» **Record extracts**
════════
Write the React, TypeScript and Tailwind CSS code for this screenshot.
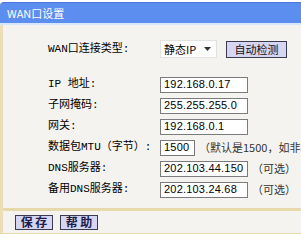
import React from "react";

function Row({ label, children }: { label: string; children: React.ReactNode }) {
  return (
    <div className="flex items-center h-[21px]">
      <div className="w-[112px] shrink-0 text-black font-['Liberation_Mono','Noto_Sans_CJK_SC',monospace] text-[11px] leading-none">
        {label}
      </div>
      {children}
    </div>
  );
}

function Input({ value, w = "w-[88px]" }: { value: string; w?: string }) {
  return (
    <div
      className={`${w} h-[16px] shrink-0 bg-white border border-[#7b7b7b] flex items-center pl-[3px] text-[11px] leading-none text-black font-['Liberation_Sans',sans-serif] tracking-[0.2px]`}
    >
      {value}
    </div>
  );
}

function Note({ text }: { text: string }) {
  return (
    <div className="ml-[4px] whitespace-nowrap text-[11px] leading-none text-[#333] font-['Noto_Sans_CJK_SC',sans-serif]">
      {text}
    </div>
  );
}

export default function App() {
  return (
    <div className="w-[301px] h-[240px] bg-white overflow-hidden pt-[2px] font-['Noto_Sans_CJK_SC',sans-serif] text-[11px]">
      <div className="h-[21px] bg-[#5c8ef0] border-t border-[#4a78d8] rounded-tl-[4px] text-white flex items-center pl-[7px] leading-none text-[11px]">
        WAN口设置
      </div>
      <div className="h-[2px] bg-[#d6e6fb]" />
      <div className="border-l-[3px] border-[#ecdfb8] bg-[#f5f3ef]">
        <div className="pl-[45px] pt-[15px] pb-[8px]">
          <div className="flex items-center h-[18px]">
            <div className="w-[112px] shrink-0 text-black font-['Liberation_Mono','Noto_Sans_CJK_SC',monospace] text-[11px] leading-none">
              WAN口连接类型:
            </div>
            <div className="w-[57px] h-[18px] bg-white border border-[#e2e2e2] flex items-center pl-[3px] pr-[5px] justify-between text-[11px] leading-none text-black font-['Noto_Sans_CJK_SC',sans-serif]">
              <span>静态IP</span>
              <svg width="7" height="4" viewBox="0 0 7 4">
                <path d="M0 0 L7 0 L3.5 4 Z" fill="#333" />
              </svg>
            </div>
            <div className="ml-[9px] w-[61px] h-[17px] bg-[#d6d6f2] border border-[#3a3a50] flex items-center justify-center text-[11px] leading-none text-[#111]">
              自动检测
            </div>
          </div>
          <div className="mt-[16px]">
            <Row label="IP 地址:">
              <Input value="192.168.0.17" />
            </Row>
            <Row label="子网掩码:">
              <Input value="255.255.255.0" />
            </Row>
            <Row label="网关:">
              <Input value="192.168.0.1" />
            </Row>
            <Row label="数据包MTU（字节）:">
              <Input value="1500" w="w-[35px]" />
              <Note text="（默认是1500，如非必要，请勿修改）" />
            </Row>
            <Row label="DNS服务器:">
              <Input value="202.103.44.150" />
              <Note text="（可选）" />
            </Row>
            <Row label="备用DNS服务器:">
              <Input value="202.103.24.68" />
              <Note text="（可选）" />
            </Row>
          </div>
        </div>
        <div className="h-[3px] bg-[#e8d9ab]" />
        <div className="h-[22px] flex items-center pl-[12px] gap-[7px]">
          <div className="w-[38px] h-[15px] bg-[#d6d6f2] border border-[#3a3a50] flex items-center justify-center text-[12px] leading-none text-[#1c1c4a] font-bold whitespace-pre">
            保 存
          </div>
          <div className="w-[38px] h-[15px] bg-[#d6d6f2] border border-[#3a3a50] flex items-center justify-center text-[12px] leading-none text-[#1c1c4a] font-bold whitespace-pre">
            帮 助
          </div>
        </div>
      </div>
      <div className="h-[1px] bg-[#e8d9ab]" />
    </div>
  );
}
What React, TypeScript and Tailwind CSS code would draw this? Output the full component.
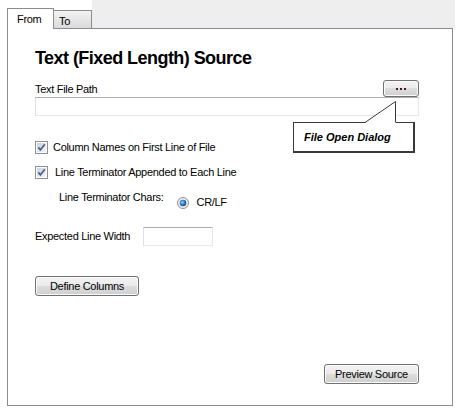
════════
» **Instructions for the task**
Quote each entry above verbatim and drop the pictures.

» **The result**
Write the React, TypeScript and Tailwind CSS code for this screenshot.
import React from "react";

function Row({ label, children }: { label: string; children: React.ReactNode }) {
  return (
    <div className="flex items-center h-[21px]">
      <div className="w-[112px] shrink-0 text-black font-['Liberation_Mono','Noto_Sans_CJK_SC',monospace] text-[11px] leading-none">
        {label}
      </div>
      {children}
    </div>
  );
}

function Input({ value, w = "w-[88px]" }: { value: string; w?: string }) {
  return (
    <div
      className={`${w} h-[16px] shrink-0 bg-white border border-[#7b7b7b] flex items-center pl-[3px] text-[11px] leading-none text-black font-['Liberation_Sans',sans-serif] tracking-[0.2px]`}
    >
      {value}
    </div>
  );
}

function Note({ text }: { text: string }) {
  return (
    <div className="ml-[4px] whitespace-nowrap text-[11px] leading-none text-[#333] font-['Noto_Sans_CJK_SC',sans-serif]">
      {text}
    </div>
  );
}

export default function App() {
  return (
    <div className="w-[301px] h-[240px] bg-white overflow-hidden pt-[2px] font-['Noto_Sans_CJK_SC',sans-serif] text-[11px]">
      <div className="h-[21px] bg-[#5c8ef0] border-t border-[#4a78d8] rounded-tl-[4px] text-white flex items-center pl-[7px] leading-none text-[11px]">
        WAN口设置
      </div>
      <div className="h-[2px] bg-[#d6e6fb]" />
      <div className="border-l-[3px] border-[#ecdfb8] bg-[#f5f3ef]">
        <div className="pl-[45px] pt-[15px] pb-[8px]">
          <div className="flex items-center h-[18px]">
            <div className="w-[112px] shrink-0 text-black font-['Liberation_Mono','Noto_Sans_CJK_SC',monospace] text-[11px] leading-none">
              WAN口连接类型:
            </div>
            <div className="w-[57px] h-[18px] bg-white border border-[#e2e2e2] flex items-center pl-[3px] pr-[5px] justify-between text-[11px] leading-none text-black font-['Noto_Sans_CJK_SC',sans-serif]">
              <span>静态IP</span>
              <svg width="7" height="4" viewBox="0 0 7 4">
                <path d="M0 0 L7 0 L3.5 4 Z" fill="#333" />
              </svg>
            </div>
            <div className="ml-[9px] w-[61px] h-[17px] bg-[#d6d6f2] border border-[#3a3a50] flex items-center justify-center text-[11px] leading-none text-[#111]">
              自动检测
            </div>
          </div>
          <div className="mt-[16px]">
            <Row label="IP 地址:">
              <Input value="192.168.0.17" />
            </Row>
            <Row label="子网掩码:">
              <Input value="255.255.255.0" />
            </Row>
            <Row label="网关:">
              <Input value="192.168.0.1" />
            </Row>
            <Row label="数据包MTU（字节）:">
              <Input value="1500" w="w-[35px]" />
              <Note text="（默认是1500，如非必要，请勿修改）" />
            </Row>
            <Row label="DNS服务器:">
              <Input value="202.103.44.150" />
              <Note text="（可选）" />
            </Row>
            <Row label="备用DNS服务器:">
              <Input value="202.103.24.68" />
              <Note text="（可选）" />
            </Row>
          </div>
        </div>
        <div className="h-[3px] bg-[#e8d9ab]" />
        <div className="h-[22px] flex items-center pl-[12px] gap-[7px]">
          <div className="w-[38px] h-[15px] bg-[#d6d6f2] border border-[#3a3a50] flex items-center justify-center text-[12px] leading-none text-[#1c1c4a] font-bold whitespace-pre">
            保 存
          </div>
          <div className="w-[38px] h-[15px] bg-[#d6d6f2] border border-[#3a3a50] flex items-center justify-center text-[12px] leading-none text-[#1c1c4a] font-bold whitespace-pre">
            帮 助
          </div>
        </div>
      </div>
      <div className="h-[1px] bg-[#e8d9ab]" />
    </div>
  );
}
What React, TypeScript and Tailwind CSS code would draw this? Output the full component.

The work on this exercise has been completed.